YOUR OBJECTIVE | Please list all lines of the material below in which the string "this" occurs.

+++

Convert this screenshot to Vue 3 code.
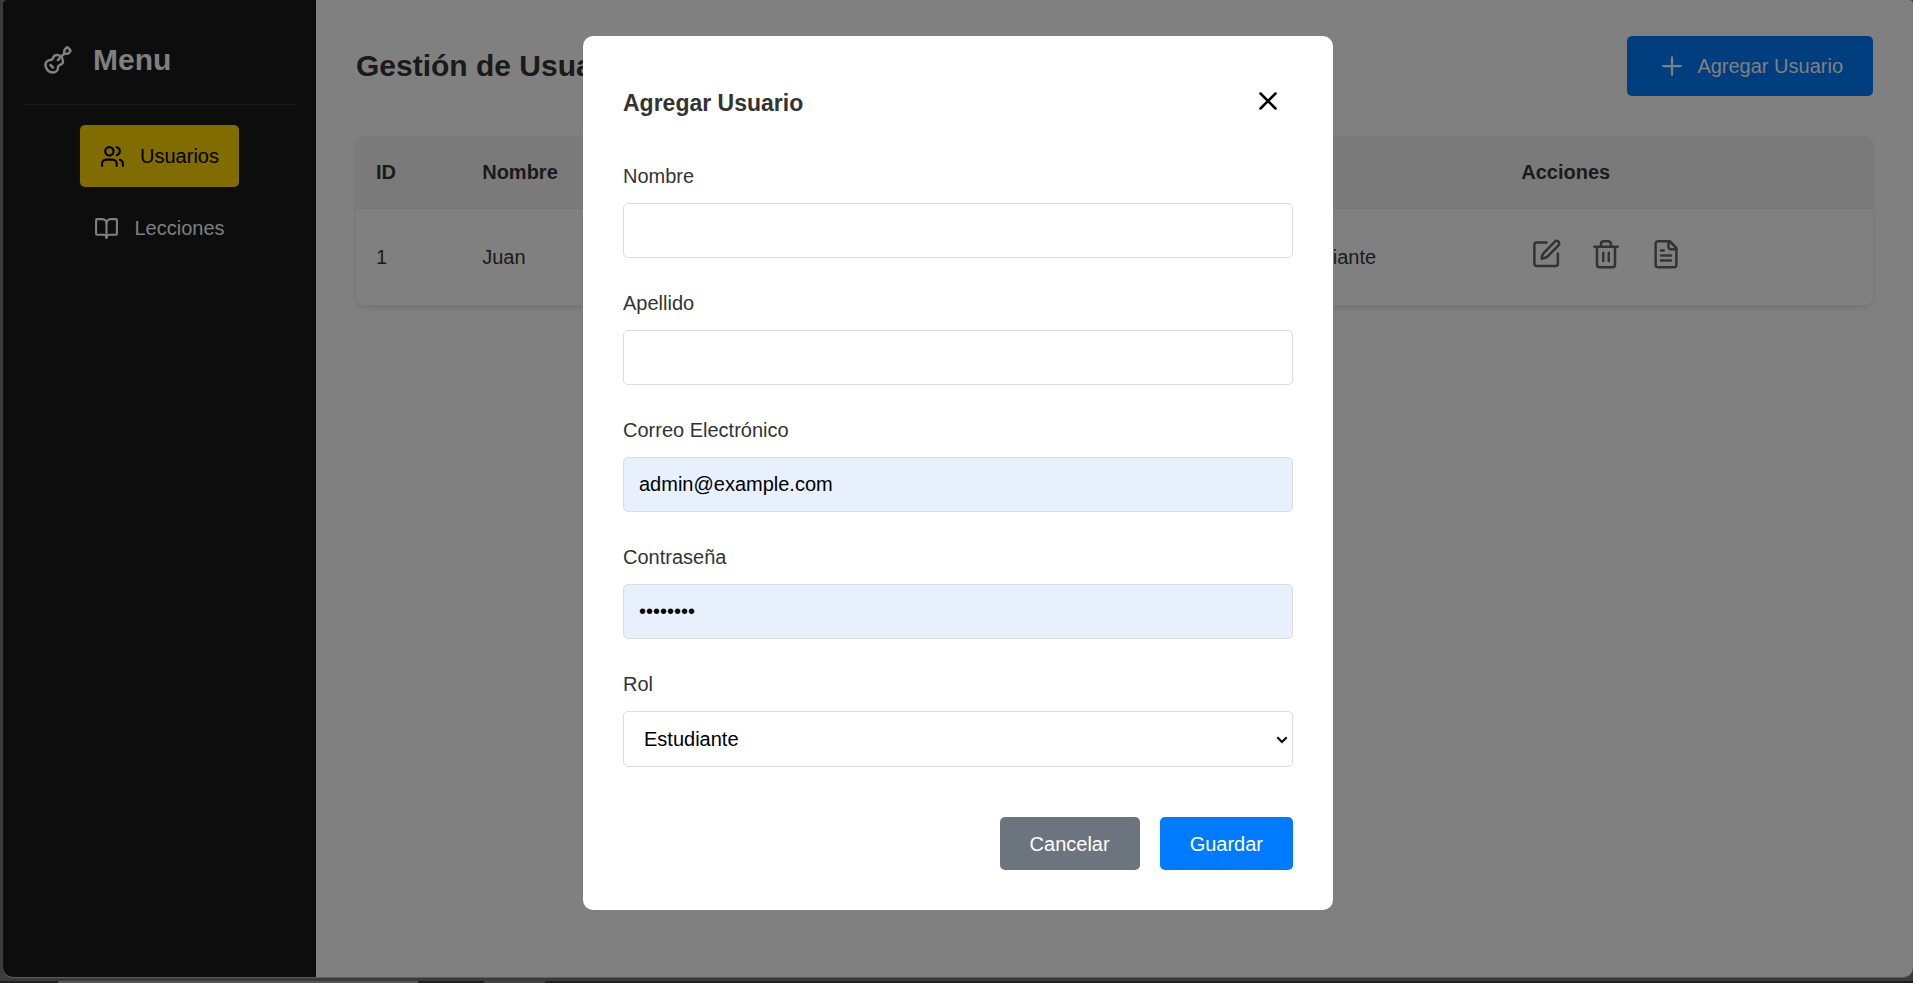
<script setup>
import { ref } from 'vue'

const users = ref([{ id: 1, nombre: 'Juan', apellido: 'Pérez', correo: 'juan@example.com', rol: 'Estudiante' }])
const form = ref({ nombre: '', apellido: '', correo: 'admin@example.com', clave: 'admin123', rol: 'Estudiante' })
const open = ref(true)
</script>

<template>
  <div class="desktop">
    <div class="window">
      <aside class="sidebar">
        <div class="brand">
          <svg class="ic i30" viewBox="0 0 24 24">
            <path d="m11.9 12.1 4.514-4.514" />
            <path d="M20.1 2.3a1 1 0 0 0-1.4 0l-1.114 1.114A2 2 0 0 0 17 4.828v1.344a2 2 0 0 1-.586 1.414A2 2 0 0 1 17.828 7h1.344a2 2 0 0 0 1.414-.586L21.7 5.3a1 1 0 0 0 0-1.4z" />
            <path d="m6 16 2 2" />
            <path d="M8.23 9.85A3 3 0 0 1 11 8a5 5 0 0 1 5 5 3 3 0 0 1-1.85 2.77l-.92.38A2 2 0 0 0 12 18a4 4 0 0 1-4 4 6 6 0 0 1-6-6 4 4 0 0 1 4-4 2 2 0 0 0 1.85-1.23z" />
          </svg>
          <h2>Menu</h2>
        </div>
        <nav>
          <a class="item active" href="#usuarios">
            <svg class="ic i25" viewBox="0 0 24 24">
              <path d="M16 21v-2a4 4 0 0 0-4-4H6a4 4 0 0 0-4 4v2" />
              <circle cx="9" cy="7" r="4" />
              <path d="M22 21v-2a4 4 0 0 0-3-3.87" />
              <path d="M16 3.13a4 4 0 0 1 0 7.75" />
            </svg>
            <span>Usuarios</span>
          </a>
          <a class="item" href="#lecciones">
            <svg class="ic i25" viewBox="0 0 24 24">
              <path d="M12 7v14" />
              <path d="M3 18a1 1 0 0 1-1-1V4a1 1 0 0 1 1-1h5a4 4 0 0 1 4 4 4 4 0 0 1 4-4h5a1 1 0 0 1 1 1v13a1 1 0 0 1-1 1h-6a3 3 0 0 0-3 3 3 3 0 0 0-3-3z" />
            </svg>
            <span>Lecciones</span>
          </a>
        </nav>
      </aside>

      <main class="content">
        <header class="head">
          <h1>Gestión de Usuarios</h1>
          <button class="btn add" type="button" @click="open = true">
            <svg class="ic i30 thin" viewBox="0 0 24 24"><path d="M5 12h14M12 5v14" /></svg>
            <span>Agregar Usuario</span>
          </button>
        </header>
        <table>
          <colgroup>
            <col class="c-id" /><col class="c-name" /><col class="c-last" /><col class="c-mail" /><col class="c-role" /><col />
          </colgroup>
          <thead>
            <tr><th>ID</th><th>Nombre</th><th>Apellido</th><th>Correo</th><th>Rol</th><th>Acciones</th></tr>
          </thead>
          <tbody>
            <tr v-for="u in users" :key="u.id">
              <td>{{ u.id }}</td><td>{{ u.nombre }}</td><td>{{ u.apellido }}</td><td>{{ u.correo }}</td><td>{{ u.rol }}</td>
              <td>
                <div class="actions">
                  <button type="button" aria-label="Editar">
                    <svg class="ic i30" viewBox="0 0 24 24">
                      <path d="M12.5 2.8H4.7a2 2 0 0 0-2 2v14.8a2 2 0 0 0 2 2h14.8a2 2 0 0 0 2-2v-8" />
                      <path d="M19 2.2a2.05 2.05 0 0 1 3 2.9L13.4 13.8c-1.2 1.2-3 2-4.9 2 0-1.9.9-3.8 2-4.9z" />
                    </svg>
                  </button>
                  <button type="button" aria-label="Eliminar">
                    <svg class="ic i30" viewBox="0 0 24 24">
                      <path d="M2.7 6.2h18.6M19.2 6.2v14.3a2 2 0 0 1-2 2H6.8a2 2 0 0 1-2-2V6.2M8 6.2V4a2.2 2.2 0 0 1 2.2-2.2h3.6A2.2 2.2 0 0 1 16 4v2.2M9.8 11v6.5M14.2 11v6.5" />
                    </svg>
                  </button>
                  <button type="button" aria-label="Ver informe">
                    <svg class="ic i30" viewBox="0 0 24 24">
                      <path d="M15 1.8H5.7a2 2 0 0 0-2 2v16.7a2 2 0 0 0 2 2h12.6a2 2 0 0 0 2-2V7.2z" />
                      <path d="M14 1.8v4.4a2 2 0 0 0 2 2h4.3M10.2 9.2H8M16 13.2H8M16 17.2H8" />
                    </svg>
                  </button>
                </div>
              </td>
            </tr>
          </tbody>
        </table>
      </main>
    </div>

    <div class="taskbar"><span class="edge"></span><span class="tab"></span></div>

    <div v-if="open" class="overlay">
      <form class="modal" role="dialog" aria-labelledby="modal-title" @submit.prevent="open = false">
        <div class="modal-head">
          <h3 id="modal-title">Agregar Usuario</h3>
          <button class="close" type="button" aria-label="Cerrar" @click="open = false">
            <svg class="ic i30" viewBox="0 0 24 24"><path d="M18 6 6 18M6 6l12 12" /></svg>
          </button>
        </div>
        <div class="field">
          <label for="nombre">Nombre</label>
          <input id="nombre" v-model="form.nombre" type="text" />
        </div>
        <div class="field">
          <label for="apellido">Apellido</label>
          <input id="apellido" v-model="form.apellido" type="text" />
        </div>
        <div class="field">
          <label for="correo">Correo Electrónico</label>
          <input id="correo" v-model="form.correo" class="filled" type="email" />
        </div>
        <div class="field">
          <label for="clave">Contraseña</label>
          <input id="clave" v-model="form.clave" class="filled" type="password" />
        </div>
        <div class="field">
          <label for="rol">Rol</label>
          <div class="picker">
            <select id="rol" v-model="form.rol">
              <option>Estudiante</option>
              <option>Administrador</option>
            </select>
            <svg class="arrow" viewBox="0 0 12 8"><path d="M1.3 1.3 6 6l4.7-4.7" /></svg>
          </div>
        </div>
        <div class="foot">
          <button class="btn cancel" type="button" @click="open = false">Cancelar</button>
          <button class="btn save" type="submit">Guardar</button>
        </div>
      </form>
    </div>
  </div>
</template>

<style>
html,
body,
#app {
  height: 100%;
}
body {
  margin: 0;
}
</style>

<style scoped>
* {
  box-sizing: border-box;
}
.desktop {
  position: relative;
  display: flex;
  flex-direction: column;
  height: 100%;
  overflow: hidden;
  background: #3b3b3b;
  font-family: Arial, "Liberation Sans", sans-serif;
  font-size: 20px;
  line-height: 24px;
  color: #1a1a1a;
}
.window {
  flex: 1;
  display: flex;
  margin: 0 0 3px 3px;
  overflow: hidden;
  border-radius: 4px 4px 10px 10px;
  border-bottom: 1px solid #5c5c5c;
  background: #808080;
}
.taskbar {
  display: flex;
  height: 2px;
  background: #1f1f1f;
}
.edge {
  width: 360px;
  margin-left: 58px;
  background: #555;
}
.tab {
  width: 61px;
  margin-left: 66px;
  background: #444;
}
h1,
h2,
h3 {
  margin: 0;
}
.ic {
  display: block;
  flex: none;
  fill: none;
  stroke: currentColor;
  stroke-width: 2;
  stroke-linecap: round;
  stroke-linejoin: round;
}
.thin {
  stroke-width: 1.8;
}
.i25 {
  width: 25px;
  height: 25px;
}
.i30 {
  width: 30px;
  height: 30px;
}
.sidebar {
  width: 313px;
  padding: 20px;
  background: #0d0d0d;
  color: #808080;
}
.brand {
  display: flex;
  align-items: center;
  gap: 20px;
  height: 85px;
  padding: 0 20px 5px;
  border-bottom: 1px solid #1a1a1a;
}
.brand h2 {
  font-size: 30px;
  line-height: 36px;
}
nav {
  display: flex;
  flex-direction: column;
  align-items: center;
  gap: 10px;
  padding-top: 20px;
}
.item {
  display: flex;
  align-items: center;
  gap: 15px;
  height: 62px;
  padding: 0 20px;
  border-radius: 5px;
  color: #808080;
  text-decoration: none;
}
.item.active {
  background: #806c00;
  color: #000;
}
.content {
  flex: 1;
  padding: 36px 40px;
}
.head {
  display: flex;
  justify-content: space-between;
  align-items: center;
  margin-bottom: 40px;
}
h1 {
  font-size: 30px;
  line-height: 36px;
}
button {
  border: 0;
  font: inherit;
  cursor: pointer;
}
.btn {
  border-radius: 5px;
  color: #fff;
}
.add {
  display: flex;
  align-items: center;
  gap: 10px;
  height: 60px;
  padding: 0 30px;
  background: #003e80;
  color: #808080;
}
table {
  width: 100%;
  table-layout: fixed;
  border-collapse: separate;
  border-spacing: 0;
  overflow: hidden;
  border-radius: 10px;
  box-shadow: 0 2px 5px rgba(0, 0, 0, 0.1);
}
.c-id { width: 7%; }
.c-name { width: 12%; }
.c-last { width: 14%; }
.c-mail { width: 26.7%; }
.c-role { width: 15.8%; }
th,
td {
  padding: 0 20px;
  text-align: left;
  border-bottom: 1px solid #777;
}
th {
  height: 73px;
  background: #7a7a7a;
}
td {
  height: 97px;
}
.actions {
  display: flex;
  gap: 10px;
  padding-bottom: 6px;
  color: #333;
}
.actions button {
  padding: 10px;
  background: none;
  color: inherit;
}
.overlay {
  position: absolute;
  inset: 0 0 0 3px;
  display: flex;
  justify-content: center;
  align-items: flex-start;
  padding-top: 36px;
}
.modal {
  width: 750px;
  max-width: 100%;
  padding: 40px;
  border-radius: 10px;
  background: #fff;
  color: #333;
}
.modal-head {
  display: flex;
  justify-content: space-between;
  align-items: flex-end;
  margin-bottom: 38px;
}
h3 {
  font-size: 23px;
  line-height: 46px;
}
.close {
  padding: 10px;
  background: none;
  color: #000;
}
.field {
  display: flex;
  flex-direction: column;
  gap: 15px;
  margin-bottom: 33px;
}
.field input,
.field select {
  display: block;
  width: 100%;
  height: 55px;
  padding: 0 15px;
  border: 1px solid #ddd;
  border-radius: 5px;
  background: #fff;
  font: inherit;
  color: #000;
}
.field select {
  height: 56px;
  padding: 0 20px;
  appearance: none;
}
.field .filled {
  background: #e8f0fe;
}
.picker {
  position: relative;
}
.arrow {
  position: absolute;
  right: 5px;
  top: 25px;
  width: 12px;
  height: 8px;
  fill: none;
  stroke: #000;
  stroke-width: 2;
  pointer-events: none;
}
.foot {
  display: flex;
  justify-content: flex-end;
  gap: 20px;
  padding-top: 17px;
}
.foot .btn {
  height: 53px;
  padding: 0 30px;
}
.cancel {
  background: #6c757d;
}
.save {
  background: #007bff;
}
</style>
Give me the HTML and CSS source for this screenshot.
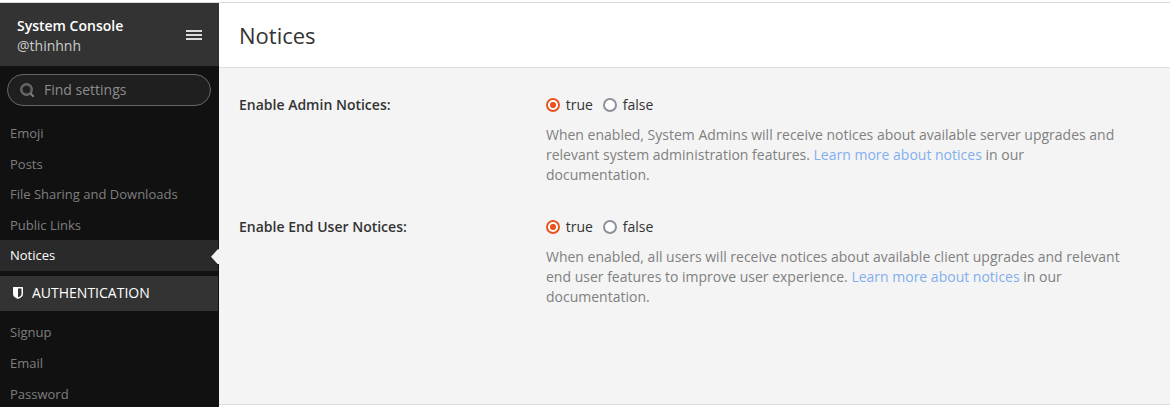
FILE: index.html
```html
<!DOCTYPE html>
<html lang="en">
<head>
<meta charset="utf-8">
<title>System Console</title>
<link rel="stylesheet" href="styles.css">
</head>
<body>
<div class="console">
  <aside class="sidebar">
    <header class="team-header">
      <div class="team-info">
        <div class="team-title">System Console</div>
        <div class="team-user">@thinhnh</div>
      </div>
      <svg class="menu-icon" width="16" height="10" viewBox="0 0 16 10"><path fill="#ddd" d="M0 0h16v2H0zM0 4h16v2H0zM0 8h16v2H0z"/></svg>
    </header>
    <div class="search">
      <svg width="15" height="15" viewBox="0 0 15 15" fill="none"><circle cx="6.500" cy="6.500" r="5" stroke="#5c5c5c" stroke-width="2.400"/><circle cx="6.500" cy="6.500" r="5.900" stroke="#7c7c7c" stroke-width=".7"/><path d="M10.300 10.300l3.400 3.400" stroke="#7c7c7c" stroke-width="2.200"/></svg>
      <span>Find settings</span>
    </div>
    <nav>
      <ul class="nav-list">
        <li>Emoji</li>
        <li>Posts</li>
        <li>File Sharing and Downloads</li>
        <li>Public Links</li>
        <li class="active">Notices</li>
      </ul>
      <div class="category">
        <svg width="10" height="12" viewBox="0 0 10 12"><path fill="#fff" fill-rule="evenodd" d="M0 .6Q0 0 .6 0h8.800q.6 0 .6.6V7c0 2.600-2.200 3.900-5 5-2.800-1.100-5-2.400-5-5zM5 1.500v8.800C7 9.400 8.500 8.600 8.500 7V1.500z"/></svg>
        <span>AUTHENTICATION</span>
      </div>
      <ul class="nav-list">
        <li>Signup</li>
        <li>Email</li>
        <li>Password</li>
      </ul>
    </nav>
  </aside>
  <main class="content">
    <h1 class="page-title">Notices</h1>
    <div class="settings">
      <section class="setting">
        <div class="setting-label">Enable Admin Notices:</div>
        <div class="setting-body">
          <div class="options">
            <span class="radio checked"></span><span class="option-text">true</span>
            <span class="radio"></span><span class="option-text">false</span>
          </div>
          <p class="help">When enabled, System Admins will receive notices about available server upgrades and relevant system administration features. <a>Learn more about notices</a> in our documentation.</p>
        </div>
      </section>
      <section class="setting">
        <div class="setting-label">Enable End User Notices:</div>
        <div class="setting-body">
          <div class="options">
            <span class="radio checked"></span><span class="option-text">true</span>
            <span class="radio"></span><span class="option-text">false</span>
          </div>
          <p class="help">When enabled, all users will receive notices about available client upgrades and relevant end user features to improve user experience. <a>Learn more about notices</a> in our documentation.</p>
        </div>
      </section>
    </div>
  </main>
</div>
</body>
</html>
```
FILE: styles.css
```css
* { box-sizing: border-box; }
body {
  margin: 0;
  padding-top: 2px;
  height: 407px;
  overflow: hidden;
  background: #fff;
  color: #333;
  font: 14px/20px "Open Sans", sans-serif;
}
.console {
  display: flex;
  height: 405px;
  border-top: 1px solid #d9d9d9;
}
.sidebar {
  width: 219px;
  flex: none;
  background: #111;
  overflow: hidden;
}
.team-header {
  display: flex;
  align-items: center;
  justify-content: space-between;
  height: 63px;
  padding: 2px 17px 0;
  background: #333;
  color: #fff;
}
.team-info { padding-top: 1px; }
.team-title { font-weight: 600; }
.team-user { color: #ccc; }
.menu-icon { margin-top: -1px; }
.search {
  display: flex;
  align-items: center;
  gap: 9px;
  width: 204px;
  height: 32px;
  margin: 8px 0 0 7px;
  padding-left: 12px;
  border: 1px solid #666;
  border-radius: 16px;
  background: #1f1f1f;
  color: #8c8c8c;
}
.nav-list {
  margin: 0;
  padding: 0;
  list-style: none;
  font-size: 13px;
  line-height: 18.57px;
  color: #7f7f7f;
}
nav { padding-top: 12px; }
.nav-list li {
  width: 218px;
  padding: 6px 10px;
}
.category + .nav-list { line-height: 18.7px; }
.nav-list .active {
  position: relative;
  background: #2a2a2a;
  color: #fff;
}
.active::after {
  content: "";
  position: absolute;
  right: -1px;
  top: 9px;
  width: 8px;
  height: 15px;
  background: #f4f4f4;
  clip-path: polygon(100% 0, 85% 0, 0 50%, 85% 100%, 100% 100%);
}
.category {
  display: flex;
  align-items: center;
  gap: 9px;
  width: 218px;
  height: 35px;
  margin: 5px 0 6.5px;
  padding-left: 13px;
  background: #333;
  color: #fff;
}
.content {
  flex: 1;
  min-width: 0;
}
.page-title {
  height: 65px;
  margin: 0;
  padding-left: 20px;
  border-bottom: 1px solid #e0e0e0;
  font-size: 22px;
  font-weight: 400;
  line-height: 64px;
}
.settings {
  height: 337px;
  padding: 27px 20px 0;
  border-bottom: 1px solid #ddd;
  background: #f4f4f4;
}
.setting {
  display: flex;
  margin-bottom: 32px;
}
.setting-label {
  width: 307px;
  flex: none;
  font-weight: 600;
}
.setting-body { width: 582px; }
.options {
  display: flex;
  align-items: center;
}
.radio {
  width: 14px;
  height: 14px;
  border: 2px solid #8f8f9d;
  border-radius: 50%;
  background: #fff;
}
.radio.checked {
  border-color: #e95420;
  background: radial-gradient(circle, #e95420 2.8px, #fff 3.4px);
}
.option-text { margin: 0 10.2px 0 5.7px; }
.help {
  margin: 10px 0 0;
  color: #808080;
}
.help a { color: #83afef; }
```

+++

FULL ANSWER |
Convert this screenshot to Vue 3 code.
Give me the HTML and CSS source for this screenshot.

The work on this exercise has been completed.